Mass Live said that the younger Calipari's ball-handling and three-point shooting helped McDuffie win 66-59.
"I was nervous at first, just because it was my first game back in 10 months," Brad Calipari said. "After I got going into it, I thought I could have shot better, but Coach (Jacque Rivera) said he thought I played all right."
Columnist Phil Mushnick of the New York Post writes about sports television and radio. In a column last week, he threw a dart at one of his favorite targets: New York City radio personality (and John Calipari buddy) Mike Francesa.

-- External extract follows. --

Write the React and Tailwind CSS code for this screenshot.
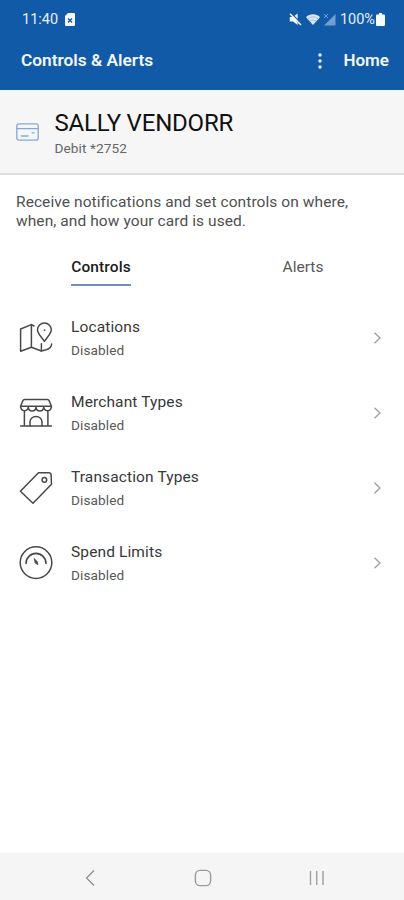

"... Francesa continues to draw upon what he used to think he knows," Mushnick wrote. "Wednesday, speaking (down to listeners) about University of Memphis basketball, he claimed John Calipari left that program in good shape for new coach Josh Pastner.
"Huh? Five years ago, when Calipari bolted Memphis for Kentucky, he took three of Memphis' potential recruits — John Wall, Eric Bledsoe and DeMarcus Cousins, all now in the NBA — with him!"
Sign of apocalypse?
To borrow from Sports Illustrated, an email arrived last week which made the mind drift to the magazine's Sign of the Apocalypse feature. An entity called VICE Sports touted a video titled, A Starbury Is Born.
The email noted that a host named Isobel Yeung attends a performance of Stephon Marbury's "surreal and autobiographical musical," which is titled I Am Marbury in Beijing. The former NBA point guard talks about his new life in China.
Once hailed by recruiting experts as the next New York City point guard star, Marbury never became an NBA standout. He now plays for the Beijing Ducks.
If you want to watch the video, go to http://bit.ly/1xXtJLh.
UK men's basketball's career scoring leader, Dan Issel, will speak at Broadway Christian Church's services at 9 and 10:40 this morning. He will use the reversals in his life to speak of God's steadfast support.
Broadway Christian (Second Street and Broadway in Lexington) was the home church of the family of Issel's wife, Cheri. They were married at the church.
To UK assistant coach Kenny Payne. He turns 48 on Tuesday. ... To Louie Dampier. He turned 70 on Thursday. ... To Steve Lochmuller. He turns 62 on Tuesday. ... To Jim Host. He turns 77 Sunday (today).